The courtyards look too empty so let’s add trees to them too. Clone the city grid and delete the sub-splines that create the towers and commercial buildings. Create a new Forest Pack object and add the spline to the Areas List. In the Geometry rollout, add one or more trees from the library then go the Distribution rollout, select a pattern and adjust the density. For both Forest Pack objects, enable Rotation and ScaleRandomisation and Enable Limit to Visibility and Auto Assign to Active View from the Camera rollout to optimise the scene by removing items that are not visible in the final render.
To remove the trees from the edge of the city block where they intersect with the buildings, go to the Areas Rollout and enable Density Falloff. Edit the Falloff graph so that it’s stepped to create a hard cut off instead of a gradual reduction in Density. You can then increase the Include value to remove trees from the perimeter of the city block. To reduce the size of the trees you can use the Scale falloff settings. This time though, don’t set the Minimum scale to 0 in the falloff graph, 30 - 40% will look more realistic.

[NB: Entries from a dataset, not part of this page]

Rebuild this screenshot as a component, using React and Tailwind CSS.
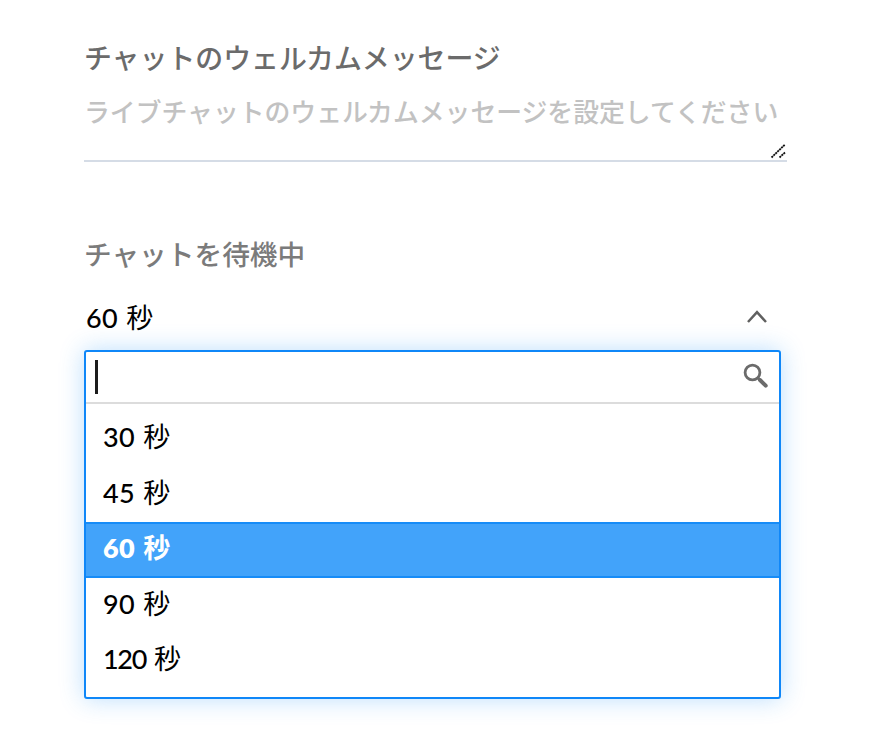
import { useState } from "react";
import clsx from "clsx";

const options = ["30", "45", "60", "90", "120"];

const ResizeHandle = () => {
  return (
    <svg
      className="absolute right-px bottom-px"
      width="16"
      height="16"
      viewBox="0 0 16 16"
      fill="none"
      stroke="#111"
      strokeWidth="1.8"
      strokeDasharray="2.1 0.6"
    >
      <path d="M1.5 14.5L15 1.5" />
      <path d="M9.5 14.5L15 9.5" />
    </svg>
  );
};

const ChevronUp = () => {
  return (
    <svg
      width="20"
      height="14"
      viewBox="0 0 20 14"
      fill="none"
      stroke="#606060"
      strokeWidth="2.5"
    >
      <path d="M1 12L10 2.2L19 12" />
    </svg>
  );
};

const SearchIcon = () => {
  return (
    <svg
      width="26"
      height="26"
      viewBox="0 0 26 26"
      fill="none"
      stroke="#6b6b6b"
    >
      <circle cx="9.5" cy="9.5" r="7.4" strokeWidth="2.8" />
      <path d="M15 15L17 17" strokeWidth="3" />
      <path d="M17 17L22.7 22.7" strokeWidth="4" strokeLinecap="round" />
    </svg>
  );
};

const Seconds = ({ value, bold }) => {
  return (
    <span className="flex items-baseline whitespace-nowrap text-[27px]">
      <span
        className={clsx(
          bold ? "font-extrabold" : "font-medium",
          value === "120" ? "-tracking-[1.3px]" : "tracking-[0.4px]"
        )}
      >
        {value}
      </span>
      <span className={clsx("ml-[8px]", bold ? "font-bold" : "font-normal")}>
        秒
      </span>
    </span>
  );
};

const App = () => {
  const [selected, setSelected] = useState("60");

  return (
    <div className="w-[875px] h-[730px] overflow-hidden bg-white pl-[84px] font-[Lato,'Noto_Sans_CJK_JP',sans-serif] font-medium text-black">
      <div className="pt-[38px] w-[703px]">
        <div className="h-[40px] text-[27.9px] leading-[40px] text-[#6b6b6b] whitespace-nowrap">
          チャットのウェルカムメッセージ
        </div>
        <div className="relative h-[84px] border-b-2 border-[#d5dce6]">
          <div className="pt-[14px] text-[25.84px] leading-[40px] text-[#c2c2c2] whitespace-nowrap">
            ライブチャットのウェルカムメッセージを設定してください
          </div>
          <ResizeHandle />
        </div>
      </div>
      <div className="mt-[73px] w-[697px]">
        <div className="h-[40px] text-[27.7px] leading-[40px] text-[#7b7b7b] whitespace-nowrap">
          チャットを待機中
        </div>
        <div className="mt-[15px] h-[60px] flex justify-between pl-[2px] pr-[14px]">
          <div className="h-[56px] flex items-center">
            <Seconds value={selected} />
          </div>
          <div className="pt-[20px]">
            <ChevronUp />
          </div>
        </div>
        <div className="h-[349px] rounded-[3px] border-2 border-[#0f87f8] bg-white shadow-[0_0_24px_rgba(30,145,250,0.3)]">
          <div className="h-[52px] flex justify-between border-b-2 border-[#dcdcdc] pl-[9px] pr-[10px]">
            <div className="mt-[8px] h-[34px] w-[3px] bg-[#1c1c1c]" />
            <div className="pt-[11px]">
              <SearchIcon />
            </div>
          </div>
          <div className="pt-[7px]">
            {options.map((value) => (
              <div
                key={value}
                onClick={() => {
                  setSelected(value);
                }}
                className={clsx(
                  "h-[55.5px] pb-[3px] flex items-center pl-[17px]",
                  value === selected &&
                    "bg-[#42a3fa] border-y-2 border-[#178cf7] text-white"
                )}
              >
                <Seconds value={value} bold={value === selected} />
              </div>
            ))}
          </div>
        </div>
      </div>
    </div>
  );
};

export default App;
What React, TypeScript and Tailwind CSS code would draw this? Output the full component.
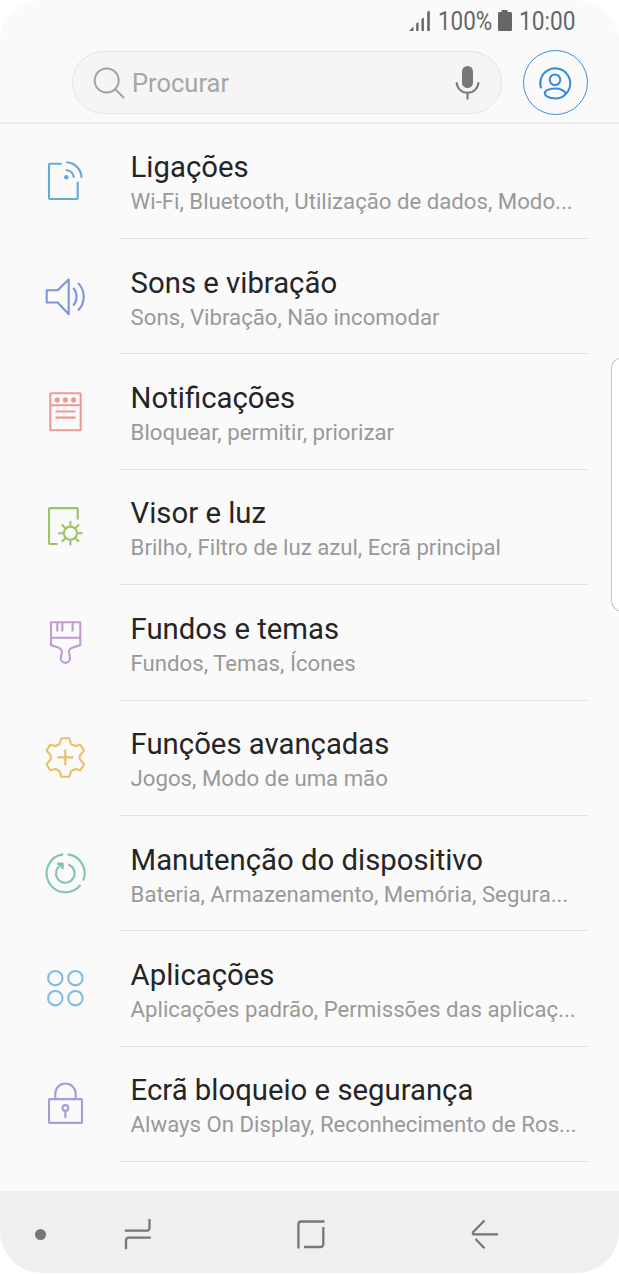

Using these tricks and techniques we have been able to generate hundreds of buildings, thousands of trees, streets full of cars and people and many more small details to create a convincing 3D render. Best of all, once you’ve set this up you can easily create cities for other projects just by changing the base spline. You could even extend this by adding more RailClone items to the streets to create street clutter such as road signs, traffic lights, bus shelters, bins advertising hoarding and much more. Experiment, and have fun!